[PATCH 09/10] staging: lustre: Dynamic LNet Configuration (DLC) dynamic routing

From: James Simmons
Date: Mon Feb 15 2016 - 10:26:33 EST


From: Amir Shehata <amir.shehata@xxxxxxxxx>

This is the second patch of a set of patches that enables DLC.

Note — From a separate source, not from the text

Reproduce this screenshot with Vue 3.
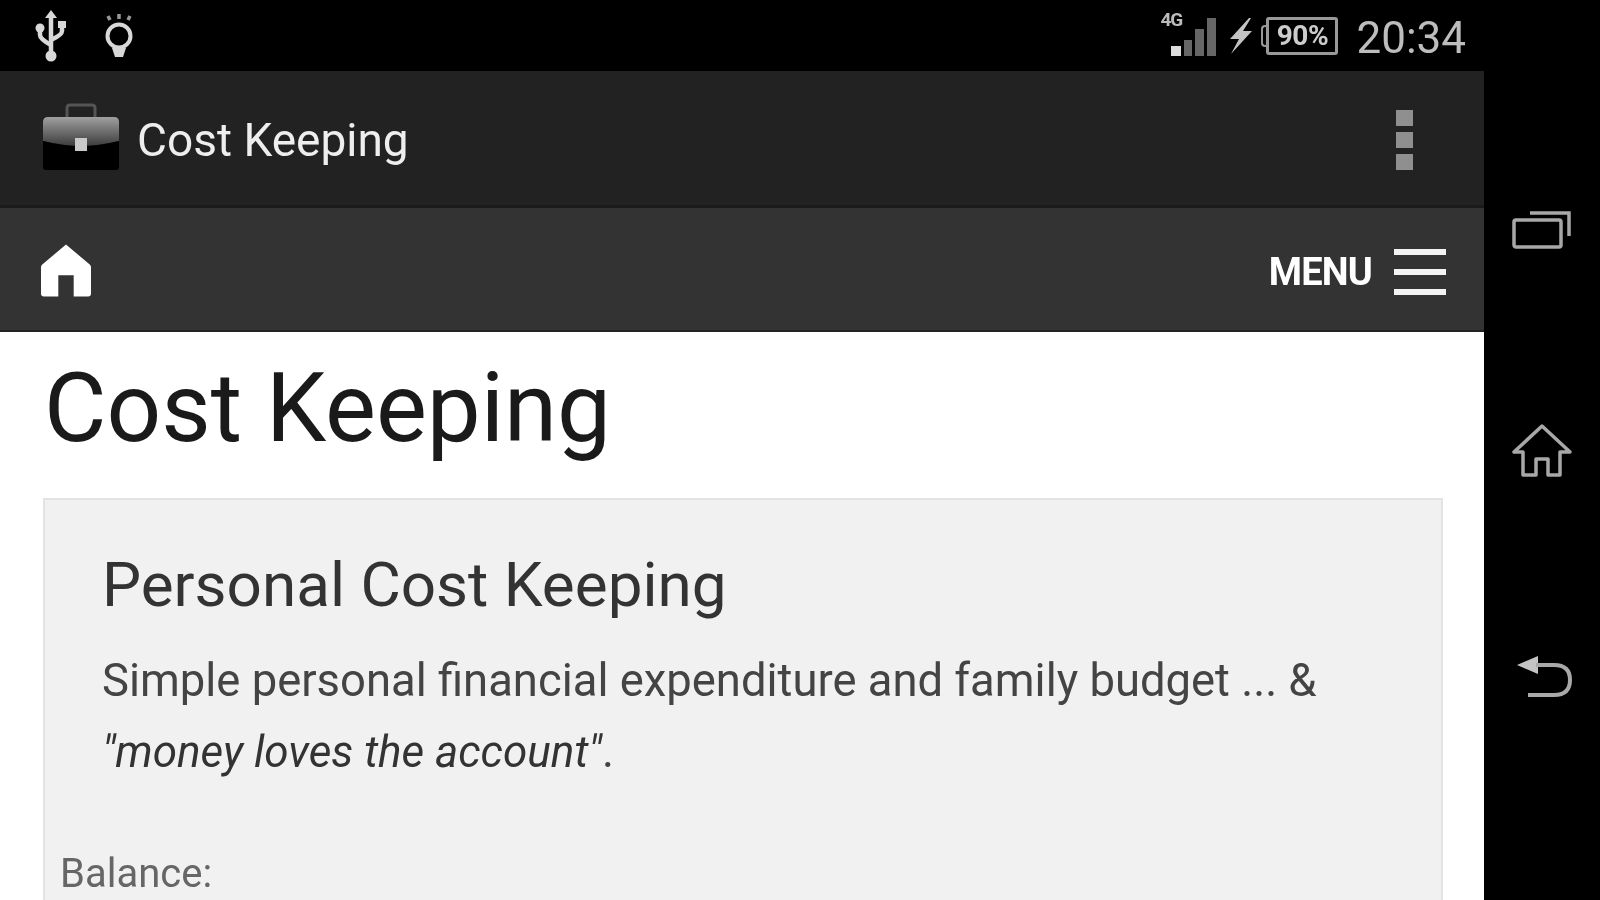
<template>
  <div class="device">
    <div class="screen">
      <div class="status-bar">
        <div class="status-left">
          <svg class="usb" width="34" height="52" viewBox="0 0 34 52" fill="none" stroke="#d8d8d8" stroke-width="4.5">
            <path d="M17 5V46" />
            <path d="M17 0l-6 8h12z" fill="#d8d8d8" stroke="none" />
            <path d="M6 20v5q0 4 11 10M28 16v5q0 4-11 9" />
            <circle cx="6" cy="18" r="4.5" fill="#d8d8d8" stroke="none" />
            <rect x="24" y="11" width="8" height="7" fill="#d8d8d8" stroke="none" />
            <circle cx="17" cy="46" r="5.5" fill="#d8d8d8" stroke="none" />
          </svg>
          <svg class="bulb" width="32" height="46" viewBox="0 0 32 46" fill="none" stroke="#d8d8d8">
            <circle cx="16" cy="23" r="11.5" stroke-width="4" />
            <path d="M9 35h14l-3 9h-8z" fill="#d8d8d8" stroke="none" />
            <path d="M5 3l2 4M16 1v5M27 3l-2 4" stroke-width="3.5" opacity=".7" />
          </svg>
        </div>
        <div class="status-right">
          <div class="signal">
            <span class="net">4G</span>
            <svg width="46" height="42" viewBox="0 0 46 42">
              <rect x="0" y="29" width="10" height="10" fill="#ddd" />
              <rect x="13" y="23" width="8" height="16" fill="#666" />
              <rect x="24" y="12" width="9" height="27" fill="#666" />
              <rect x="36" y="1" width="9" height="38" fill="#666" />
            </svg>
          </div>
          <svg class="bolt" width="24" height="36" viewBox="0 0 24 36">
            <path d="M20 0L1 21h9L2 36l21-23h-9l8-13z" fill="#c4c4c4" />
          </svg>
          <div class="battery"><span>90%</span></div>
          <span class="clock">20:34</span>
        </div>
      </div>

      <header class="action-bar">
        <div class="brand">
          <svg class="case" width="80" height="70" viewBox="0 0 80 70">
            <defs>
              <linearGradient id="caseTop" x1="0" y1="0" x2="0" y2="1">
                <stop offset="0%" stop-color="#a0a0a0" />
                <stop offset="100%" stop-color="#3c3c3c" />
              </linearGradient>
            </defs>
            <path d="M26 16V6q0-3 3-3h22q3 0 3 3v10" fill="none" stroke="#555" stroke-width="3" />
            <path d="M2 20q0-5 5-5h66q5 0 5 5v19q-20 5-38 5t-38-5z" fill="url(#caseTop)" />
            <path d="M2 39q20 5 38 5t38-5v26q0 3-3 3H5q-3 0-3-3z" fill="#000" />
            <rect x="34" y="36" width="12" height="13" fill="#c9c9c9" />
          </svg>
          <span class="app-name">Cost Keeping</span>
        </div>
        <div class="kebab"><i></i><i></i><i></i></div>
      </header>

      <nav class="nav-bar">
        <svg class="home-solid" width="50" height="53" viewBox="0 0 52 54">
          <path d="M26 0L51 21Q52 22 52 24V51Q52 54 49 54H34V32H18V54H3Q0 54 0 51V24Q0 22 1 21Z" fill="#fff" />
        </svg>
        <div class="menu">
          <span>MENU</span>
          <div class="burger"><i></i><i></i><i></i></div>
        </div>
      </nav>

      <main class="content">
        <h1>Cost Keeping</h1>
        <section class="well">
          <h2>Personal Cost Keeping</h2>
          <p>Simple personal financial expenditure and family budget ... &amp;<br /><em>"money loves the account"</em>.</p>
          <label>Balance:</label>
        </section>
      </main>
    </div>

    <aside class="soft-keys">
      <svg width="60" height="40" viewBox="0 0 60 40" fill="none" stroke="#a8a8a8" stroke-width="3.5">
        <rect x="2" y="10" width="47" height="27" rx="2" />
        <path d="M18 3H57V26" />
      </svg>
      <svg width="60" height="54" viewBox="0 0 60 54" fill="none" stroke="#a8a8a8" stroke-width="3.5" stroke-linejoin="round">
        <path d="M30 2L2 28H11V51H24V35H36V51H48V28H58Z" />
      </svg>
      <svg class="back" width="60" height="44" viewBox="0 0 60 44" fill="none" stroke="#a8a8a8" stroke-width="4">
        <path d="M3 9L24 0V18Z" fill="#c4c4c4" stroke="none" />
        <path d="M22 9H40Q56 9 56 24T40 39H14" />
      </svg>
    </aside>
  </div>
</template>

<script setup>
</script>

<style>
html, body {
  margin: 0;
  background: #000;
  overflow: hidden;
}
</style>

<style scoped>
.device {
  display: flex;
  width: 1600px;
  height: 900px;
  overflow: hidden;
  font-family: Roboto, "Liberation Sans", sans-serif;
  background: #000;
  filter: blur(0.7px);
}

.screen {
  width: 1484px;
  height: 900px;
  display: flex;
  flex-direction: column;
  background: #fff;
}

.status-bar {
  height: 71px;
  flex: none;
  background: #000;
  display: flex;
  justify-content: space-between;
  align-items: center;
  padding: 0 18px 0 34px;
  box-sizing: border-box;
}

.status-left {
  display: flex;
  align-items: center;
  gap: 35px;
  height: 71px;
}

.status-right {
  display: flex;
  align-items: center;
  height: 71px;
}

.signal {
  position: relative;
  width: 46px;
  height: 42px;
  margin-right: 12px;
  margin-top: 4px;
}

.net {
  position: absolute;
  left: -11px;
  top: -9px;
  font-size: 19px;
  font-weight: 700;
  color: #bbb;
  letter-spacing: -1px;
}

.signal svg { display: block; }

.bolt { margin-right: 13px; margin-top: 0; }

.battery {
  width: 72px;
  height: 38px;
  border: 3px solid #999;
  border-radius: 3px;
  box-sizing: border-box;
  display: flex;
  align-items: center;
  justify-content: center;
  margin-right: 18px;
  position: relative;
}

.battery::before {
  content: "";
  position: absolute;
  left: -8px;
  top: 5px;
  width: 6px;
  height: 22px;
  border: 2px solid #999;
  border-right: none;
  border-radius: 4px 0 0 4px;
  box-sizing: border-box;
}

.battery span {
  font-size: 28px;
  font-weight: 700;
  color: #ccc;
  letter-spacing: -0.5px;
}

.clock {
  font-size: 44px;
  font-weight: 400;
  color: #bdbdbd;
  line-height: 1;
  margin-top: 4px;
}

.action-bar {
  height: 137px;
  flex: none;
  background: #222;
  border-bottom: 3px solid #1a1a1a;
  box-sizing: border-box;
  display: flex;
  justify-content: space-between;
  align-items: center;
  padding: 4px 71px 0 41px;
}

.brand {
  display: flex;
  align-items: center;
  gap: 16px;
}

.case { margin-top: -6px; }

.app-name {
  font-size: 46px;
  color: #eee;
  line-height: 1;
}

.kebab {
  display: flex;
  flex-direction: column;
  gap: 6px;
}

.kebab i {
  display: block;
  width: 17px;
  height: 16px;
  background: #8f8f8f;
}

.nav-bar {
  height: 124px;
  flex: none;
  background: #333;
  border-bottom: 2px solid #222;
  box-sizing: border-box;
  display: flex;
  justify-content: space-between;
  align-items: center;
  padding: 5px 38px 0 41px;
}

.home-solid { margin-top: -3px; }

.menu {
  display: flex;
  align-items: center;
  gap: 22px;
  color: #fff;
  font-size: 38px;
  font-weight: 700;
  letter-spacing: -0.8px;
}

.burger {
  display: flex;
  flex-direction: column;
  gap: 14px;
}

.burger i {
  display: block;
  width: 52px;
  height: 6px;
  background: #f4f4f4;
}

.content {
  flex: 1;
  padding: 0 41px 0 43px;
  min-height: 0;
}

h1 {
  margin: 24px 0 0 1px;
  font-size: 96px;
  font-weight: 400;
  line-height: 1.1;
  color: #1a1a1a;
}

.well {
  margin-top: 36px;
  height: 500px;
  background: #f1f1f1;
  border: 2px solid #e3e3e3;
  box-sizing: border-box;
  padding: 48px 58px 0 15px;
}

h2 {
  margin: 0 0 0 42px;
  font-size: 62px;
  font-weight: 400;
  line-height: 1.2;
  color: #333;
}

p {
  margin: 23px 0 0 42px;
  font-size: 45.4px;
  line-height: 71px;
  color: #444;
}

p em {
  font-size: 44px;
  color: #333;
}

label {
  display: block;
  margin-top: 62px;
  font-size: 40px;
  color: #666;
}

.soft-keys {
  flex: 1;
  background: #000;
  display: flex;
  flex-direction: column;
  align-items: center;
  padding-top: 210px;
  box-sizing: border-box;
}

.soft-keys svg:nth-child(2) { margin-top: 174px; }

.soft-keys .back {
  margin-top: 178px;
  margin-left: 4px;
}
</style>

This patch adds the following features to LNET. Currently these
features are not driven by user space.
- Enabling Routing on Demand. The default number of router
buffers are allocated.
- Disable Routing on demand. Unused router buffers are freed and
used router buffers are freed when they are no longer in use.
The following time routing is enabled the default router buffer
values are used. It has been decided that remembering the
user set router buffer values should be remembered and re-set
by user space scripts.
- Increase the number of router buffers on demand, by allocating
new ones.
- Decrease the number of router buffers. Exccess buffers are freed
if they are not in use. Otherwise they are freed once they are
no longer in use.

Signed-off-by: Amir Shehata <amir.shehata@xxxxxxxxx>
Intel-bug-id: https://jira.hpdd.intel.com/browse/LU-2456
Change-Id: Id07d4ad424d8f5ba72475d4149380afe2ac54e77
Reviewed-on: http://review.whamcloud.com/9831
Reviewed-by: James Simmons <uja.ornl@xxxxxxxxx>
Reviewed-by: Doug Oucharek <doug.s.oucharek@xxxxxxxxx>
Reviewed-by: Liang Zhen <liang.zhen@xxxxxxxxx>
Reviewed-by: Oleg Drokin <oleg.drokin@xxxxxxxxx>
---
.../staging/lustre/include/linux/lnet/lib-lnet.h | 8 +-
.../staging/lustre/include/linux/lnet/lib-types.h | 8 +-
drivers/staging/lustre/lnet/lnet/api-ni.c | 4 +-
drivers/staging/lustre/lnet/lnet/lib-move.c | 89 +++++--
drivers/staging/lustre/lnet/lnet/router.c | 277 +++++++++++++++-----
5 files changed, 304 insertions(+), 82 deletions(-)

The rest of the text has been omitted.